- [WRITTEN INSTRUCTION]: Look through the data and write out every line with the word "styles" in it.

- [DATASET EXCERPT]:

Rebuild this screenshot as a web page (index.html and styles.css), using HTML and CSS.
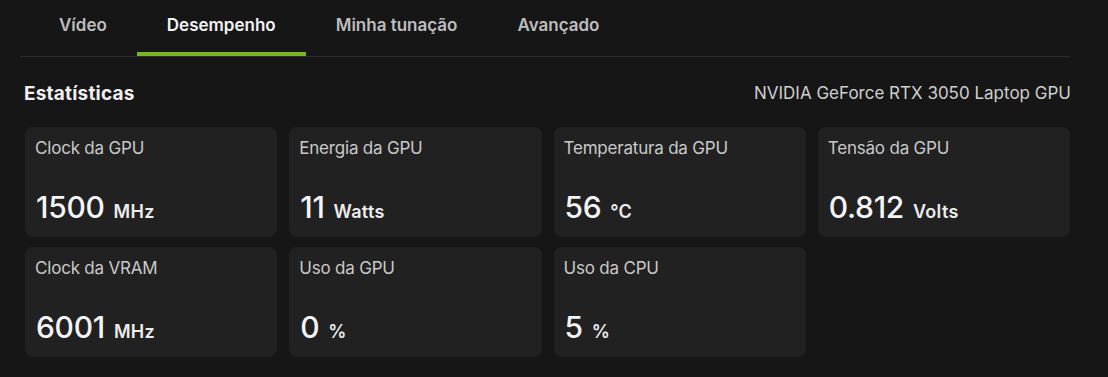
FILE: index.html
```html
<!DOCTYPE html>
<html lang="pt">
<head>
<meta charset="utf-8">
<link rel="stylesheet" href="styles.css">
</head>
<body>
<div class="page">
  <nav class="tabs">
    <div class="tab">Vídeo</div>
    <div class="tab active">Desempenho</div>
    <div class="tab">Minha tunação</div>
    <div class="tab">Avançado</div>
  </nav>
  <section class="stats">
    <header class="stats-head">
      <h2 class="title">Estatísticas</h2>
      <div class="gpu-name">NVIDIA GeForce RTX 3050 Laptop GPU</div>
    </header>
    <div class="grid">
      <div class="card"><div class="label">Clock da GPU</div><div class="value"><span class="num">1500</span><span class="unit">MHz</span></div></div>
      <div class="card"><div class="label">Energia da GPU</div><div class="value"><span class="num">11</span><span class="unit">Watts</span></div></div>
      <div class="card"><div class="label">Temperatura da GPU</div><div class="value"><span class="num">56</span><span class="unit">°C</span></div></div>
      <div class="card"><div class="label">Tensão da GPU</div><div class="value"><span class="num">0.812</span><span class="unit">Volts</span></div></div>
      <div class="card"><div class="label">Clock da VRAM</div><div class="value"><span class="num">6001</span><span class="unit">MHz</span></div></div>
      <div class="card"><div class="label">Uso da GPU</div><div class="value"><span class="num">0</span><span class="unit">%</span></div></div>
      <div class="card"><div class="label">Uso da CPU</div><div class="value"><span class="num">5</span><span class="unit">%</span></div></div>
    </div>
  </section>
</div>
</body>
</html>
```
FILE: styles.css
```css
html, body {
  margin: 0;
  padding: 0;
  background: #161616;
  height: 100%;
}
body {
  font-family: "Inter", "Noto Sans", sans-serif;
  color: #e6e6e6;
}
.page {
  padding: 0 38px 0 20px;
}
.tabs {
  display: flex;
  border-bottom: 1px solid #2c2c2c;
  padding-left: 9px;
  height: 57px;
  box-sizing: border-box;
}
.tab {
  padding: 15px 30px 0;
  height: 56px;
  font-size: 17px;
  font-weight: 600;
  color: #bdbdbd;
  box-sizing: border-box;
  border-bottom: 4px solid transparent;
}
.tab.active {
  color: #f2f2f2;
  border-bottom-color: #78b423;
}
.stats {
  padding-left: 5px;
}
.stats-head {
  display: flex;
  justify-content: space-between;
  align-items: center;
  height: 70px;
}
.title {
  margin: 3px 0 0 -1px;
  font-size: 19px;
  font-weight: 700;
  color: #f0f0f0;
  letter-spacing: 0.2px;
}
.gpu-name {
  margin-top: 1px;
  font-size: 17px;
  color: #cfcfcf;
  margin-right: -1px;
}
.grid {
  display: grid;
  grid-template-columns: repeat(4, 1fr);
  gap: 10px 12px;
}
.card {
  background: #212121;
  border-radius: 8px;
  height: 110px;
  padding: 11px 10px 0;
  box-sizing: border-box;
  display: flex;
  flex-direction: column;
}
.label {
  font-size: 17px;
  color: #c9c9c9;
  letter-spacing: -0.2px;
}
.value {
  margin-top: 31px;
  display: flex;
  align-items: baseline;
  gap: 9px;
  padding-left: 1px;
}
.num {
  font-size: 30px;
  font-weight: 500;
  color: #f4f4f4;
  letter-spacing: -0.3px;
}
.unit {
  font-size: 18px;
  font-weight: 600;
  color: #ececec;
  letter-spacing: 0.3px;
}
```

- [SOLUTION]:
Rebuild this screenshot as a web page (index.html and styles.css), using HTML and CSS.
<link rel="stylesheet" href="styles.css">
FILE: styles.css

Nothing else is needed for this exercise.